— start of Material for this exercise —

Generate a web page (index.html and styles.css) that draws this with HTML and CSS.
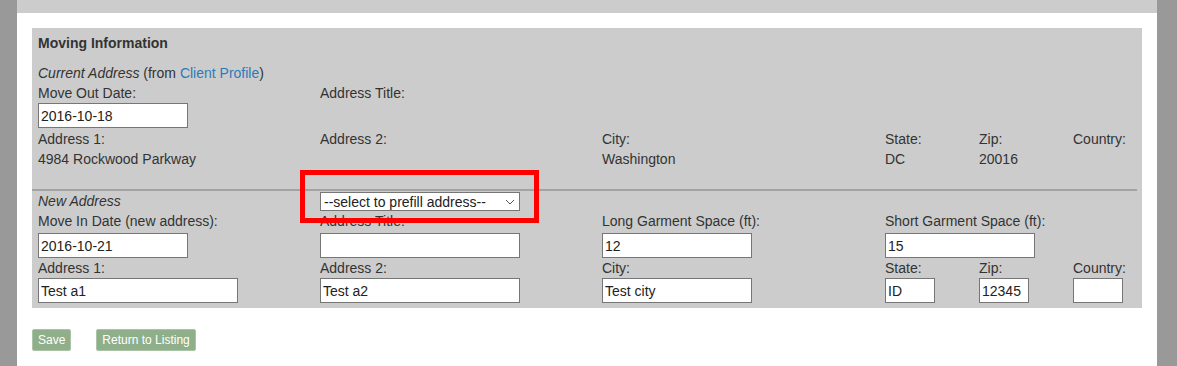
FILE: index.html
```html
<!DOCTYPE html>
<html lang="en">
<head>
<meta charset="UTF-8">
<meta name="viewport" content="width=device-width, initial-scale=1.0">
<title>Moving Information</title>
<link rel="stylesheet" href="styles.css">
</head>
<body>
<div class="page">
  <div class="topbar"></div>
  <div class="content">
    <div class="panel">
      <div class="title">Moving Information</div>

      <div class="grid">
        <div class="all"><em>Current Address</em> (from <a href="#">Client Profile</a>)</div>
        <div class="c1">Move Out Date:</div>
        <div class="c2">Address Title:</div>
        <div class="c1"><input class="w150 first" type="text" value="2016-10-18"></div>
        <div class="c1">Address 1:</div>
        <div class="c2">Address 2:</div>
        <div class="c3">City:</div>
        <div class="c4">State:</div>
        <div class="c5">Zip:</div>
        <div class="c6">Country:</div>
        <div class="c1">4984 Rockwood Parkway</div>
        <div class="c3">Washington</div>
        <div class="c4">DC</div>
        <div class="c5">20016</div>

        <div class="divider"></div>

        <div class="c1"><em>New Address</em></div>
        <div class="c2">
          <div class="select-wrap">
            <select class="prefill">
              <option>--select to prefill address--</option>
            </select>
            <svg class="chevron" width="10" height="6" viewBox="0 0 10 6"><path d="M1 1l4 4 4-4" fill="none" stroke="#555" stroke-width="1"/></svg>
          </div>
        </div>
        <div class="c1">Move In Date (new address):</div>
        <div class="c2">Address Title:</div>
        <div class="c3">Long Garment Space (ft):</div>
        <div class="c4 wide">Short Garment Space (ft):</div>
        <div class="c1"><input class="w150 gap" type="text" value="2016-10-21"></div>
        <div class="c2"><input class="w200 gap" type="text" value=""></div>
        <div class="c3"><input class="w150 gap" type="text" value="12"></div>
        <div class="c4 wide"><input class="w150 gap" type="text" value="15"></div>
        <div class="c1">Address 1:</div>
        <div class="c2">Address 2:</div>
        <div class="c3">City:</div>
        <div class="c4">State:</div>
        <div class="c5">Zip:</div>
        <div class="c6">Country:</div>
        <div class="c1"><input class="w200" type="text" value="Test a1"></div>
        <div class="c2"><input class="w200" type="text" value="Test a2"></div>
        <div class="c3"><input class="w150" type="text" value="Test city"></div>
        <div class="c4"><input class="w50" type="text" value="ID"></div>
        <div class="c5"><input class="w50" type="text" value="12345"></div>
        <div class="c6"><input class="w50" type="text" value=""></div>
      </div>
    </div>

    <div class="actions">
      <button class="btn">Save</button>
      <button class="btn">Return to Listing</button>
    </div>
  </div>

  <!-- highlight drawn over the screenshot -->
  <div class="highlight"></div>
</div>
</body>
</html>
```

FILE: styles.css
```css
body {
  margin: 0;
  padding: 0 20px 0 17px;
  background-color: #999;
  font-family: "Liberation Sans", Arial, sans-serif;
  font-size: 14px;
  color: #333;
  height: 366px;
  overflow: hidden;
}
.page {
  background-color: #fff;
  height: 366px;
}
.topbar {
  height: 13px;
  background-color: #ccc;
}
.content {
  padding: 15px 15px 0 15px;
}
.panel {
  background-color: #ccc;
  padding: 5px 5px 5px 6px;
}
.title {
  font-weight: bold;
  line-height: 20px;
  margin-bottom: 10px;
}
.grid {
  display: grid;
  grid-template-columns: 282px 282px 283px 94px 94px 1fr;
  line-height: 20px;
}
.all { grid-column: 1 / -1; }
.c1 { grid-column: 1; }
.c2 { grid-column: 2; }
.c3 { grid-column: 3; }
.c4 { grid-column: 4; }
.c5 { grid-column: 5; }
.c6 { grid-column: 6; }
.c4.wide { grid-column: 4 / -1; }

a {
  color: #2d7ab9;
  text-decoration: none;
}
input {
  display: block;
  box-sizing: border-box;
  height: 25px;
  border: 1px solid #767676;
  padding: 0 2px;
  margin: 0;
  font-family: "Liberation Sans", Arial, sans-serif;
  font-size: 14px;
  color: #222;
  background-color: #fff;
}
input.first { margin-bottom: 1px; }
input.gap { margin-top: 2px; }
.w50 { width: 50px; }
.w150 { width: 150px; }
.w200 { width: 200px; }

.divider {
  grid-column: 1 / -1;
  margin: 20px 0 0 -6px;
  height: 2px;
  background-color: #a3a3a3;
}
.select-wrap {
  position: relative;
  width: 200px;
  margin-top: 1px;
}
.prefill {
  display: block;
  box-sizing: border-box;
  width: 200px;
  height: 19px;
  border: 1px solid #767676;
  border-radius: 0;
  background-color: #fff;
  font-family: "Liberation Sans", Arial, sans-serif;
  font-size: 14px;
  color: #222;
  padding: 0 0 0 3px;
  appearance: none;
  -webkit-appearance: none;
}
.chevron {
  position: absolute;
  right: 5px;
  top: 7px;
  pointer-events: none;
}
.actions {
  display: flex;
  gap: 25px;
  margin-top: 21px;
}
.btn {
  height: 22px;
  padding: 0 5px;
  border: 1px solid #abc3a7;
  border-radius: 2px;
  background-color: #8fae8a;
  color: #fff;
  font-family: "Liberation Sans", Arial, sans-serif;
  font-size: 12px;
}
.highlight {
  position: absolute;
  left: 300px;
  top: 170px;
  width: 239px;
  height: 53px;
  box-sizing: border-box;
  border: 5px solid #f00;
}
```
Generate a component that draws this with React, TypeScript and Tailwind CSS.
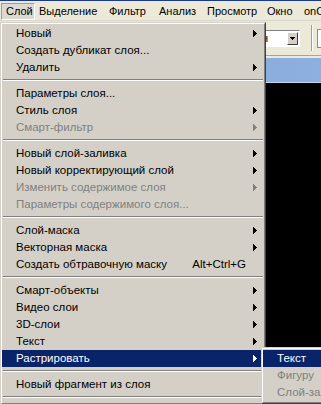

— end of Material for this exercise —

- _Set exercise_: Pictures in the records must not appear in the copy; transcribe everything else precisely.

- _Complete answer_:
Generate a web page (index.html and styles.css) that draws this with HTML and CSS.
FILE: index.html
```html
<!DOCTYPE html>
<html lang="en">
<head>
<meta charset="UTF-8">
<meta name="viewport" content="width=device-width, initial-scale=1.0">
<title>Moving Information</title>
<link rel="stylesheet" href="styles.css">
</head>
<body>
<div class="page">
  <div class="topbar"></div>
  <div class="content">
    <div class="panel">
      <div class="title">Moving Information</div>

      <div class="grid">
        <div class="all"><em>Current Address</em> (from <a href="#">Client Profile</a>)</div>
        <div class="c1">Move Out Date:</div>
        <div class="c2">Address Title:</div>
        <div class="c1"><input class="w150 first" type="text" value="2016-10-18"></div>
        <div class="c1">Address 1:</div>
        <div class="c2">Address 2:</div>
        <div class="c3">City:</div>
        <div class="c4">State:</div>
        <div class="c5">Zip:</div>
        <div class="c6">Country:</div>
        <div class="c1">4984 Rockwood Parkway</div>
        <div class="c3">Washington</div>
        <div class="c4">DC</div>
        <div class="c5">20016</div>

        <div class="divider"></div>

        <div class="c1"><em>New Address</em></div>
        <div class="c2">
          <div class="select-wrap">
            <select class="prefill">
              <option>--select to prefill address--</option>
            </select>
            <svg class="chevron" width="10" height="6" viewBox="0 0 10 6"><path d="M1 1l4 4 4-4" fill="none" stroke="#555" stroke-width="1"/></svg>
          </div>
        </div>
        <div class="c1">Move In Date (new address):</div>
        <div class="c2">Address Title:</div>
        <div class="c3">Long Garment Space (ft):</div>
        <div class="c4 wide">Short Garment Space (ft):</div>
        <div class="c1"><input class="w150 gap" type="text" value="2016-10-21"></div>
        <div class="c2"><input class="w200 gap" type="text" value=""></div>
        <div class="c3"><input class="w150 gap" type="text" value="12"></div>
        <div class="c4 wide"><input class="w150 gap" type="text" value="15"></div>
        <div class="c1">Address 1:</div>
        <div class="c2">Address 2:</div>
        <div class="c3">City:</div>
        <div class="c4">State:</div>
        <div class="c5">Zip:</div>
        <div class="c6">Country:</div>
        <div class="c1"><input class="w200" type="text" value="Test a1"></div>
        <div class="c2"><input class="w200" type="text" value="Test a2"></div>
        <div class="c3"><input class="w150" type="text" value="Test city"></div>
        <div class="c4"><input class="w50" type="text" value="ID"></div>
        <div class="c5"><input class="w50" type="text" value="12345"></div>
        <div class="c6"><input class="w50" type="text" value=""></div>
      </div>
    </div>

    <div class="actions">
      <button class="btn">Save</button>
      <button class="btn">Return to Listing</button>
    </div>
  </div>

  <!-- highlight drawn over the screenshot -->
  <div class="highlight"></div>
</div>
</body>
</html>
```

FILE: styles.css
```css
body {
  margin: 0;
  padding: 0 20px 0 17px;
  background-color: #999;
  font-family: "Liberation Sans", Arial, sans-serif;
  font-size: 14px;
  color: #333;
  height: 366px;
  overflow: hidden;
}
.page {
  background-color: #fff;
  height: 366px;
}
.topbar {
  height: 13px;
  background-color: #ccc;
}
.content {
  padding: 15px 15px 0 15px;
}
.panel {
  background-color: #ccc;
  padding: 5px 5px 5px 6px;
}
.title {
  font-weight: bold;
  line-height: 20px;
  margin-bottom: 10px;
}
.grid {
  display: grid;
  grid-template-columns: 282px 282px 283px 94px 94px 1fr;
  line-height: 20px;
}
.all { grid-column: 1 / -1; }
.c1 { grid-column: 1; }
.c2 { grid-column: 2; }
.c3 { grid-column: 3; }
.c4 { grid-column: 4; }
.c5 { grid-column: 5; }
.c6 { grid-column: 6; }
.c4.wide { grid-column: 4 / -1; }

a {
  color: #2d7ab9;
  text-decoration: none;
}
input {
  display: block;
  box-sizing: border-box;
  height: 25px;
  border: 1px solid #767676;
  padding: 0 2px;
  margin: 0;
  font-family: "Liberation Sans", Arial, sans-serif;
  font-size: 14px;
  color: #222;
  background-color: #fff;
}
input.first { margin-bottom: 1px; }
input.gap { margin-top: 2px; }
.w50 { width: 50px; }
.w150 { width: 150px; }
.w200 { width: 200px; }

.divider {
  grid-column: 1 / -1;
  margin: 20px 0 0 -6px;
  height: 2px;
  background-color: #a3a3a3;
}
.select-wrap {
  position: relative;
  width: 200px;
  margin-top: 1px;
}
.prefill {
  display: block;
  box-sizing: border-box;
  width: 200px;
  height: 19px;
  border: 1px solid #767676;
  border-radius: 0;
  background-color: #fff;
  font-family: "Liberation Sans", Arial, sans-serif;
  font-size: 14px;
  color: #222;
  padding: 0 0 0 3px;
  appearance: none;
  -webkit-appearance: none;
}
.chevron {
  position: absolute;
  right: 5px;
  top: 7px;
  pointer-events: none;
}
.actions {
  display: flex;
  gap: 25px;
  margin-top: 21px;
}
.btn {
  height: 22px;
  padding: 0 5px;
  border: 1px solid #abc3a7;
  border-radius: 2px;
  background-color: #8fae8a;
  color: #fff;
  font-family: "Liberation Sans", Arial, sans-serif;
  font-size: 12px;
}
.highlight {
  position: absolute;
  left: 300px;
  top: 170px;
  width: 239px;
  height: 53px;
  box-sizing: border-box;
  border: 5px solid #f00;
}
```
Generate a component that draws this with React, TypeScript and Tailwind CSS.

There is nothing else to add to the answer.